__Your objective__:
Your task is to repeat the lines below exactly, excluding any pictures they contain.

__Given records__:
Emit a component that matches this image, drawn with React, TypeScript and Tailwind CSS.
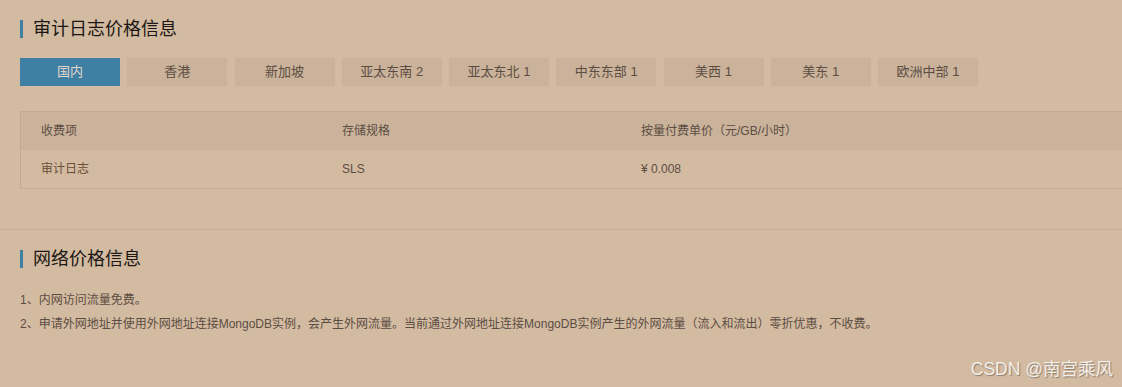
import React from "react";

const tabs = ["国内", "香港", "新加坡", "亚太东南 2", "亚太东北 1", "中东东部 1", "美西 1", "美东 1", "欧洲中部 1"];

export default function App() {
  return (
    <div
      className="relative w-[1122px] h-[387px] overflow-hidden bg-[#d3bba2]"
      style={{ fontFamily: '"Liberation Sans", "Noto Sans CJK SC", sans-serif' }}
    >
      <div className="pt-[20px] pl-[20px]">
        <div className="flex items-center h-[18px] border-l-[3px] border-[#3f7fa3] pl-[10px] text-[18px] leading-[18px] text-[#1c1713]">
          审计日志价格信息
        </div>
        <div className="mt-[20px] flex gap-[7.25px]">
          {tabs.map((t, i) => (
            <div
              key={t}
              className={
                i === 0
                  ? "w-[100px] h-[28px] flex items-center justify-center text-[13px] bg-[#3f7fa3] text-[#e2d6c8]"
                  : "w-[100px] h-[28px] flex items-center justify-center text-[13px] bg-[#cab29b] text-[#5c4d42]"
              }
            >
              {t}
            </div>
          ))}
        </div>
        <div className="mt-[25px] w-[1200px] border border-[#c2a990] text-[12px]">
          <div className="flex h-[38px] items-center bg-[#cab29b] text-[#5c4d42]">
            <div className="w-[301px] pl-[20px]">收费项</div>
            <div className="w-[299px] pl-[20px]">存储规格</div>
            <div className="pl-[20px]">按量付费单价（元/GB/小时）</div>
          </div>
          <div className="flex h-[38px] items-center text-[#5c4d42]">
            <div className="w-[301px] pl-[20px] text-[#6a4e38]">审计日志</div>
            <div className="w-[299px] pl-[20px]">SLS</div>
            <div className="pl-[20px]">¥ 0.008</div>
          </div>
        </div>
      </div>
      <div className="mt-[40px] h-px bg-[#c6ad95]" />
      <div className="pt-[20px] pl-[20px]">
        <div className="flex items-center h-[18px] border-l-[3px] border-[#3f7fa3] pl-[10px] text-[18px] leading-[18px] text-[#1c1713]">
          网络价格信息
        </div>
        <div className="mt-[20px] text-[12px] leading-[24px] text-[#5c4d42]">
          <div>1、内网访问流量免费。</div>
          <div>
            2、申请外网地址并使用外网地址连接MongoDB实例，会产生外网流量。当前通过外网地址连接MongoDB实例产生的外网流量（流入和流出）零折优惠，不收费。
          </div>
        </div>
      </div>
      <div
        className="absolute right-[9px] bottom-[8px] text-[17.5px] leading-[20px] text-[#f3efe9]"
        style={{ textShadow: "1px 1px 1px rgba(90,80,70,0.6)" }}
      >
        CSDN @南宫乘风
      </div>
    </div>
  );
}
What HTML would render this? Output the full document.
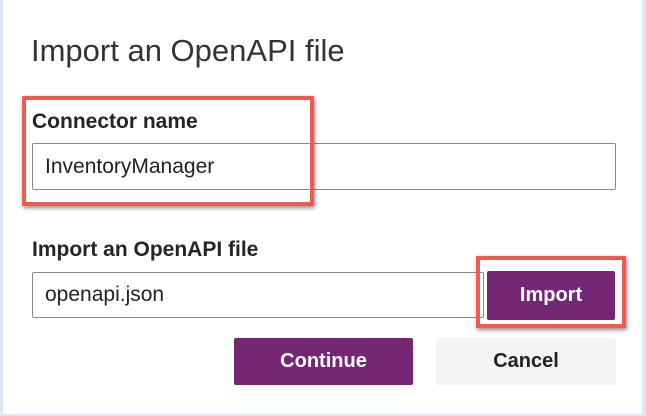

__Output for this task__:
Emit a component that matches this image, drawn with React, TypeScript and Tailwind CSS.
import React from "react";

const tabs = ["国内", "香港", "新加坡", "亚太东南 2", "亚太东北 1", "中东东部 1", "美西 1", "美东 1", "欧洲中部 1"];

export default function App() {
  return (
    <div
      className="relative w-[1122px] h-[387px] overflow-hidden bg-[#d3bba2]"
      style={{ fontFamily: '"Liberation Sans", "Noto Sans CJK SC", sans-serif' }}
    >
      <div className="pt-[20px] pl-[20px]">
        <div className="flex items-center h-[18px] border-l-[3px] border-[#3f7fa3] pl-[10px] text-[18px] leading-[18px] text-[#1c1713]">
          审计日志价格信息
        </div>
        <div className="mt-[20px] flex gap-[7.25px]">
          {tabs.map((t, i) => (
            <div
              key={t}
              className={
                i === 0
                  ? "w-[100px] h-[28px] flex items-center justify-center text-[13px] bg-[#3f7fa3] text-[#e2d6c8]"
                  : "w-[100px] h-[28px] flex items-center justify-center text-[13px] bg-[#cab29b] text-[#5c4d42]"
              }
            >
              {t}
            </div>
          ))}
        </div>
        <div className="mt-[25px] w-[1200px] border border-[#c2a990] text-[12px]">
          <div className="flex h-[38px] items-center bg-[#cab29b] text-[#5c4d42]">
            <div className="w-[301px] pl-[20px]">收费项</div>
            <div className="w-[299px] pl-[20px]">存储规格</div>
            <div className="pl-[20px]">按量付费单价（元/GB/小时）</div>
          </div>
          <div className="flex h-[38px] items-center text-[#5c4d42]">
            <div className="w-[301px] pl-[20px] text-[#6a4e38]">审计日志</div>
            <div className="w-[299px] pl-[20px]">SLS</div>
            <div className="pl-[20px]">¥ 0.008</div>
          </div>
        </div>
      </div>
      <div className="mt-[40px] h-px bg-[#c6ad95]" />
      <div className="pt-[20px] pl-[20px]">
        <div className="flex items-center h-[18px] border-l-[3px] border-[#3f7fa3] pl-[10px] text-[18px] leading-[18px] text-[#1c1713]">
          网络价格信息
        </div>
        <div className="mt-[20px] text-[12px] leading-[24px] text-[#5c4d42]">
          <div>1、内网访问流量免费。</div>
          <div>
            2、申请外网地址并使用外网地址连接MongoDB实例，会产生外网流量。当前通过外网地址连接MongoDB实例产生的外网流量（流入和流出）零折优惠，不收费。
          </div>
        </div>
      </div>
      <div
        className="absolute right-[9px] bottom-[8px] text-[17.5px] leading-[20px] text-[#f3efe9]"
        style={{ textShadow: "1px 1px 1px rgba(90,80,70,0.6)" }}
      >
        CSDN @南宫乘风
      </div>
    </div>
  );
}
What HTML would render this? Output the full document.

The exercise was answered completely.